In any case, Smelser said, whatever solution is found, cost would be a large consideration.
Amtrak is mandating that states such as Washington, Oregon and California that sponsor their own train service must pay the expenses and maintenance of the stations, not Amtrak. The days when a city such as Everett can open a new $44 million multi-modal station as it did a decade ago may be gone with the economy’s decline.
At the National Railway Historical Society’s Tacoma chapter President Edward Berntsen said he welcomes the new service that the passenger train rerouting will bring. (The state expects to add two more daily round-trips in the Seattle-Portland corridor to complement the four existing trips when the rehabbed line opens).
Does he think that increasing rail traffic merits a bigger, better station for Tacoma?

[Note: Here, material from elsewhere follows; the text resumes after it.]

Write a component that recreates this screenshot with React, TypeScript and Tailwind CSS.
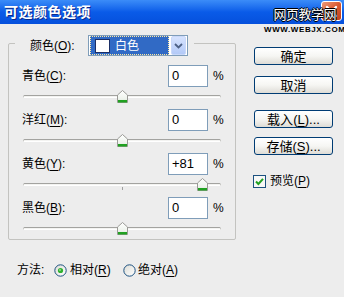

“It would be nice, but that’s something that’s beyond our scope of consideration,” he said. “We’re here to record railroad history, not to make it.”
sites Then and now
Tacoma has seen a wide variety of buildings serve as its rail gateway:
“Villard Station”: This 1883 building at South 17th and Commerce streets was nicknamed “Villard Station” after the Northern Pacific Railway president.
Pacific Avenue Station: Replaced the Villard Station with a larger structure on the east side of Pacific Avenue. That station served Tacoma’s Northern Pacific, Union Pacific and Great Northern railroads until 1909.
Tacoma Eastern Station: This wooden structure was located at South 25th and A streets where I-705 now sits. The Milwaukee Road, which bought the Tacoma Eastern in 1918, used this station until 1954.
Union Station: This building finally fulfilled Tacoma’s ambitions when it opened in 1911. NP, GN and UP used the station until 1971, when Amtrak took over the passenger rail business. The last Amtrak train left the station in 1984.
Milwaukee Road Tideflats station: This small, brick station was built near Milwaukee Road’s Tideflats maintenance facilities in 1954. It closed in 1961.
Amtrak Station: This replaced Union Station in 1984 at a site on Puyallup Avenue. It will close in 2017.